• _SOURCE DATA_:

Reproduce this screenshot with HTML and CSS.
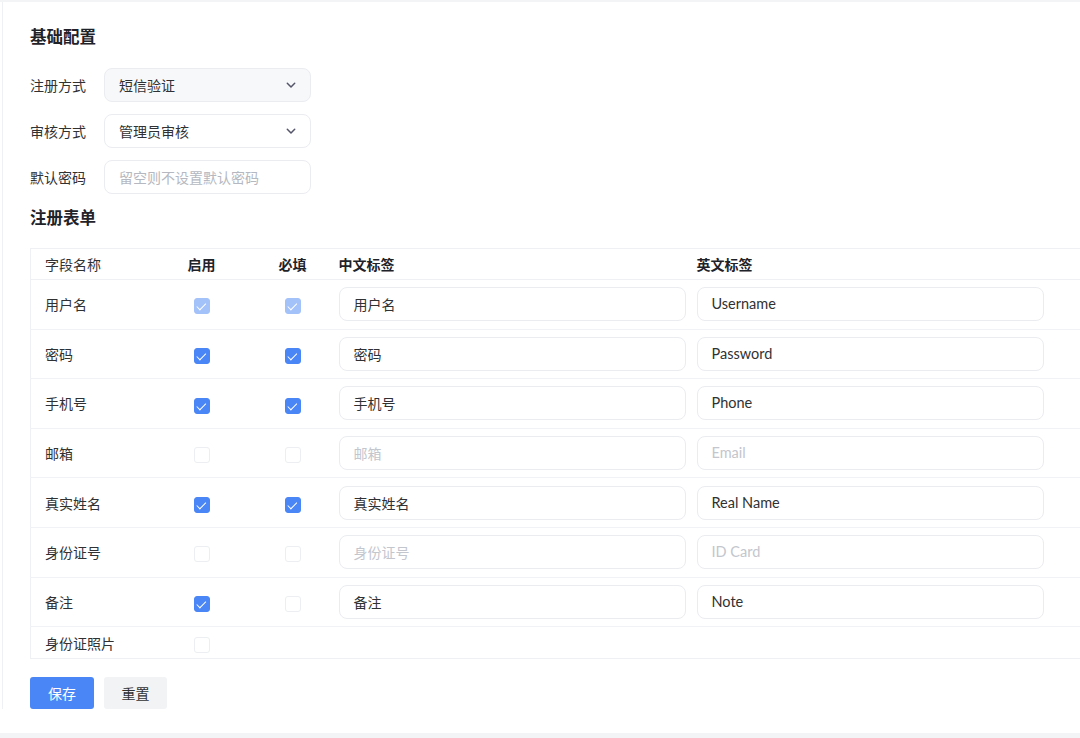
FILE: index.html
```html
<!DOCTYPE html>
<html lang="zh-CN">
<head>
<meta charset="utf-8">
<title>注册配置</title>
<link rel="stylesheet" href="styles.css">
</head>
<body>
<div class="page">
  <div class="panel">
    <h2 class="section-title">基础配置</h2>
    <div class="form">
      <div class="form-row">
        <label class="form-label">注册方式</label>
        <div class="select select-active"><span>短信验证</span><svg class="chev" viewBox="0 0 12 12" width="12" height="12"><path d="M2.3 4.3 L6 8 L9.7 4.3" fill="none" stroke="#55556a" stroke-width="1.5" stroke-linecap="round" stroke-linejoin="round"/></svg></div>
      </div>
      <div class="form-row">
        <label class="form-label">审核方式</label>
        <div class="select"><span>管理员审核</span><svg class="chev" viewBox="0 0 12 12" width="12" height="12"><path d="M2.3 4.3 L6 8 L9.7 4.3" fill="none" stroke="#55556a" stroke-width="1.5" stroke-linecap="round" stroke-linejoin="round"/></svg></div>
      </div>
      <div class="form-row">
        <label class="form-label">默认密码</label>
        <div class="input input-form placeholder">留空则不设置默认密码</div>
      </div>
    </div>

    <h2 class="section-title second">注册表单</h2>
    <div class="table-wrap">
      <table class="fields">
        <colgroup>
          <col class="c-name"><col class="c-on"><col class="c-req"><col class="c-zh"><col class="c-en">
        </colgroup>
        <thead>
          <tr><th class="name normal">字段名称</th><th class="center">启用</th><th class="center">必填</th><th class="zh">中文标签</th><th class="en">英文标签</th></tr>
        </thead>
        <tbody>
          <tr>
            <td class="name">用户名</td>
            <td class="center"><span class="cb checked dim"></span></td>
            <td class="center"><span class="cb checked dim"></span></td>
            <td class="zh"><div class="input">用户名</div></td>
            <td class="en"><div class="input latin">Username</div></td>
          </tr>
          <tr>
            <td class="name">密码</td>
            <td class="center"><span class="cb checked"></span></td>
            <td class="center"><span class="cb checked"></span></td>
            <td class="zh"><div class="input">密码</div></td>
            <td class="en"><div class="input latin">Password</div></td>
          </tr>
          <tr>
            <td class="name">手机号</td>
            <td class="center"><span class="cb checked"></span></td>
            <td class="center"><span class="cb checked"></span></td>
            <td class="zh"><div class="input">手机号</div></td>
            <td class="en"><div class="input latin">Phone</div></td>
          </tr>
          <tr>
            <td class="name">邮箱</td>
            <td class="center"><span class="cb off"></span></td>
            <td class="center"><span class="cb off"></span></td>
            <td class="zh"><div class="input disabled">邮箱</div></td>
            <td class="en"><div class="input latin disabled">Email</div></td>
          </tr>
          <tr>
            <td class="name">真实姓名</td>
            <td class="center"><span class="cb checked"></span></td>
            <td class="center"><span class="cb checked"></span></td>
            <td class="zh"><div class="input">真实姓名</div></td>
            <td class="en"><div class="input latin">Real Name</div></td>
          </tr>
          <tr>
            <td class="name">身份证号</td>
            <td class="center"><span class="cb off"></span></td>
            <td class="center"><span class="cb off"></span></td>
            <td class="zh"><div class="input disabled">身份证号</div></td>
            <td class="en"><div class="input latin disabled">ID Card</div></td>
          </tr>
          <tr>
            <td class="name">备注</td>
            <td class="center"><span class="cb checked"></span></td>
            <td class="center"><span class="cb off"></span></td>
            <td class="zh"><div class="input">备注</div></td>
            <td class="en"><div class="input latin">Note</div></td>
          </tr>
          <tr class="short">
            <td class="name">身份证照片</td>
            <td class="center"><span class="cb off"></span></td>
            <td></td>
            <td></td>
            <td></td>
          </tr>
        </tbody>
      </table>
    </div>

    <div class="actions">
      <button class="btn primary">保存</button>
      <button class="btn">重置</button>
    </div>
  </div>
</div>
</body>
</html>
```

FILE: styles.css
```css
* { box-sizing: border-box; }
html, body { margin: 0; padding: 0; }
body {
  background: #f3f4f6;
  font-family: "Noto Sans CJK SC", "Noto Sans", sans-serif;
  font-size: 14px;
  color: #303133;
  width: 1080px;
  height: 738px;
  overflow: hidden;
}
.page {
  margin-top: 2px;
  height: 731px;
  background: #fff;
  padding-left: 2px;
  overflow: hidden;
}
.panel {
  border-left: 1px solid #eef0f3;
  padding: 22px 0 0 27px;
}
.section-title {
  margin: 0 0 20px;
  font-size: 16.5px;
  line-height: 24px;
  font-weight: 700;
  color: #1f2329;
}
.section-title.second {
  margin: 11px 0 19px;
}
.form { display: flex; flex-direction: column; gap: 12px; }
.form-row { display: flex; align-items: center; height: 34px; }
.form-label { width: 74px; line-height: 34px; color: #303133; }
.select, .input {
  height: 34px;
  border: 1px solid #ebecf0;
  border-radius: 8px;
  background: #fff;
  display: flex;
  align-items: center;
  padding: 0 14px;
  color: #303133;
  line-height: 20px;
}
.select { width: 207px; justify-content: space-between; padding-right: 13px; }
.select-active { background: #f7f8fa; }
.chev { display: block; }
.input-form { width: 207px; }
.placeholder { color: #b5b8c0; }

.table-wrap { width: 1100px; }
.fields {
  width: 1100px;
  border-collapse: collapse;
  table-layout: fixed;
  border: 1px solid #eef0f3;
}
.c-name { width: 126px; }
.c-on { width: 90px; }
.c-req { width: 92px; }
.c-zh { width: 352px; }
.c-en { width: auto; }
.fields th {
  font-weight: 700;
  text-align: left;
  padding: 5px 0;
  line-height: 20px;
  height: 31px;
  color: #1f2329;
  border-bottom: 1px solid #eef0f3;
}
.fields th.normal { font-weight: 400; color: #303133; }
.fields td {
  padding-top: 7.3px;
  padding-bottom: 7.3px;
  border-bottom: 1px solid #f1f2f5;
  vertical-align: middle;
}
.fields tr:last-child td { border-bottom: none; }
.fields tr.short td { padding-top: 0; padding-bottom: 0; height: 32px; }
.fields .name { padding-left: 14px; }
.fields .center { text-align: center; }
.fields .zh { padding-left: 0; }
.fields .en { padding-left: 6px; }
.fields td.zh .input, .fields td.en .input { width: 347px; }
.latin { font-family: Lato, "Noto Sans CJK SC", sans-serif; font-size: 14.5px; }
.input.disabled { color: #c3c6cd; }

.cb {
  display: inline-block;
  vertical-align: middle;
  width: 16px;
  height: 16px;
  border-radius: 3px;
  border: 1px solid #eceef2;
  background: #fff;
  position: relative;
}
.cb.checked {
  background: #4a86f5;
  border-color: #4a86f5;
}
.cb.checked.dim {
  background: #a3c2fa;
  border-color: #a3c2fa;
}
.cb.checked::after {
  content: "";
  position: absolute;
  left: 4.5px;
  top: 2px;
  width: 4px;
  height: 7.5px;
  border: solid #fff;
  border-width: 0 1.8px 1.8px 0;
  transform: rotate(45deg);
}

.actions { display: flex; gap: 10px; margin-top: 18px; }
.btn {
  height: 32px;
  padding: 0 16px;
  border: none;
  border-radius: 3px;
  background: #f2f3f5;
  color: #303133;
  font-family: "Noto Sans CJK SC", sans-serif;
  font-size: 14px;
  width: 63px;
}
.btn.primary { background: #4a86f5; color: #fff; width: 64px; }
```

• _YOUR INSTRUCTIONS_: Without the pictures, write out all of the material exactly.

• _OUTPUT FOR THIS TASK_:
Reproduce this screenshot with HTML and CSS.
FILE: index.html
```html
<!DOCTYPE html>
<html lang="zh-CN">
<head>
<meta charset="utf-8">
<title>注册配置</title>
<link rel="stylesheet" href="styles.css">
</head>
<body>
<div class="page">
  <div class="panel">
    <h2 class="section-title">基础配置</h2>
    <div class="form">
      <div class="form-row">
        <label class="form-label">注册方式</label>
        <div class="select select-active"><span>短信验证</span><svg class="chev" viewBox="0 0 12 12" width="12" height="12"><path d="M2.3 4.3 L6 8 L9.7 4.3" fill="none" stroke="#55556a" stroke-width="1.5" stroke-linecap="round" stroke-linejoin="round"/></svg></div>
      </div>
      <div class="form-row">
        <label class="form-label">审核方式</label>
        <div class="select"><span>管理员审核</span><svg class="chev" viewBox="0 0 12 12" width="12" height="12"><path d="M2.3 4.3 L6 8 L9.7 4.3" fill="none" stroke="#55556a" stroke-width="1.5" stroke-linecap="round" stroke-linejoin="round"/></svg></div>
      </div>
      <div class="form-row">
        <label class="form-label">默认密码</label>
        <div class="input input-form placeholder">留空则不设置默认密码</div>
      </div>
    </div>

    <h2 class="section-title second">注册表单</h2>
    <div class="table-wrap">
      <table class="fields">
        <colgroup>
          <col class="c-name"><col class="c-on"><col class="c-req"><col class="c-zh"><col class="c-en">
        </colgroup>
        <thead>
          <tr><th class="name normal">字段名称</th><th class="center">启用</th><th class="center">必填</th><th class="zh">中文标签</th><th class="en">英文标签</th></tr>
        </thead>
        <tbody>
          <tr>
            <td class="name">用户名</td>
            <td class="center"><span class="cb checked dim"></span></td>
            <td class="center"><span class="cb checked dim"></span></td>
            <td class="zh"><div class="input">用户名</div></td>
            <td class="en"><div class="input latin">Username</div></td>
          </tr>
          <tr>
            <td class="name">密码</td>
            <td class="center"><span class="cb checked"></span></td>
            <td class="center"><span class="cb checked"></span></td>
            <td class="zh"><div class="input">密码</div></td>
            <td class="en"><div class="input latin">Password</div></td>
          </tr>
          <tr>
            <td class="name">手机号</td>
            <td class="center"><span class="cb checked"></span></td>
            <td class="center"><span class="cb checked"></span></td>
            <td class="zh"><div class="input">手机号</div></td>
            <td class="en"><div class="input latin">Phone</div></td>
          </tr>
          <tr>
            <td class="name">邮箱</td>
            <td class="center"><span class="cb off"></span></td>
            <td class="center"><span class="cb off"></span></td>
            <td class="zh"><div class="input disabled">邮箱</div></td>
            <td class="en"><div class="input latin disabled">Email</div></td>
          </tr>
          <tr>
            <td class="name">真实姓名</td>
            <td class="center"><span class="cb checked"></span></td>
            <td class="center"><span class="cb checked"></span></td>
            <td class="zh"><div class="input">真实姓名</div></td>
            <td class="en"><div class="input latin">Real Name</div></td>
          </tr>
          <tr>
            <td class="name">身份证号</td>
            <td class="center"><span class="cb off"></span></td>
            <td class="center"><span class="cb off"></span></td>
            <td class="zh"><div class="input disabled">身份证号</div></td>
            <td class="en"><div class="input latin disabled">ID Card</div></td>
          </tr>
          <tr>
            <td class="name">备注</td>
            <td class="center"><span class="cb checked"></span></td>
            <td class="center"><span class="cb off"></span></td>
            <td class="zh"><div class="input">备注</div></td>
            <td class="en"><div class="input latin">Note</div></td>
          </tr>
          <tr class="short">
            <td class="name">身份证照片</td>
            <td class="center"><span class="cb off"></span></td>
            <td></td>
            <td></td>
            <td></td>
          </tr>
        </tbody>
      </table>
    </div>

    <div class="actions">
      <button class="btn primary">保存</button>
      <button class="btn">重置</button>
    </div>
  </div>
</div>
</body>
</html>
```

FILE: styles.css
```css
* { box-sizing: border-box; }
html, body { margin: 0; padding: 0; }
body {
  background: #f3f4f6;
  font-family: "Noto Sans CJK SC", "Noto Sans", sans-serif;
  font-size: 14px;
  color: #303133;
  width: 1080px;
  height: 738px;
  overflow: hidden;
}
.page {
  margin-top: 2px;
  height: 731px;
  background: #fff;
  padding-left: 2px;
  overflow: hidden;
}
.panel {
  border-left: 1px solid #eef0f3;
  padding: 22px 0 0 27px;
}
.section-title {
  margin: 0 0 20px;
  font-size: 16.5px;
  line-height: 24px;
  font-weight: 700;
  color: #1f2329;
}
.section-title.second {
  margin: 11px 0 19px;
}
.form { display: flex; flex-direction: column; gap: 12px; }
.form-row { display: flex; align-items: center; height: 34px; }
.form-label { width: 74px; line-height: 34px; color: #303133; }
.select, .input {
  height: 34px;
  border: 1px solid #ebecf0;
  border-radius: 8px;
  background: #fff;
  display: flex;
  align-items: center;
  padding: 0 14px;
  color: #303133;
  line-height: 20px;
}
.select { width: 207px; justify-content: space-between; padding-right: 13px; }
.select-active { background: #f7f8fa; }
.chev { display: block; }
.input-form { width: 207px; }
.placeholder { color: #b5b8c0; }

.table-wrap { width: 1100px; }
.fields {
  width: 1100px;
  border-collapse: collapse;
  table-layout: fixed;
  border: 1px solid #eef0f3;
}
.c-name { width: 126px; }
.c-on { width: 90px; }
.c-req { width: 92px; }
.c-zh { width: 352px; }
.c-en { width: auto; }
.fields th {
  font-weight: 700;
  text-align: left;
  padding: 5px 0;
  line-height: 20px;
  height: 31px;
  color: #1f2329;
  border-bottom: 1px solid #eef0f3;
}
.fields th.normal { font-weight: 400; color: #303133; }
.fields td {
  padding-top: 7.3px;
  padding-bottom: 7.3px;
  border-bottom: 1px solid #f1f2f5;
  vertical-align: middle;
}
.fields tr:last-child td { border-bottom: none; }
.fields tr.short td { padding-top: 0; padding-bottom: 0; height: 32px; }
.fields .name { padding-left: 14px; }
.fields .center { text-align: center; }
.fields .zh { padding-left: 0; }
.fields .en { padding-left: 6px; }
.fields td.zh .input, .fields td.en .input { width: 347px; }
.latin { font-family: Lato, "Noto Sans CJK SC", sans-serif; font-size: 14.5px; }
.input.disabled { color: #c3c6cd; }

.cb {
  display: inline-block;
  vertical-align: middle;
  width: 16px;
  height: 16px;
  border-radius: 3px;
  border: 1px solid #eceef2;
  background: #fff;
  position: relative;
}
.cb.checked {
  background: #4a86f5;
  border-color: #4a86f5;
}
.cb.checked.dim {
  background: #a3c2fa;
  border-color: #a3c2fa;
}
.cb.checked::after {
  content: "";
  position: absolute;
  left: 4.5px;
  top: 2px;
  width: 4px;
  height: 7.5px;
  border: solid #fff;
  border-width: 0 1.8px 1.8px 0;
  transform: rotate(45deg);
}

.actions { display: flex; gap: 10px; margin-top: 18px; }
.btn {
  height: 32px;
  padding: 0 16px;
  border: none;
  border-radius: 3px;
  background: #f2f3f5;
  color: #303133;
  font-family: "Noto Sans CJK SC", sans-serif;
  font-size: 14px;
  width: 63px;
}
.btn.primary { background: #4a86f5; color: #fff; width: 64px; }
```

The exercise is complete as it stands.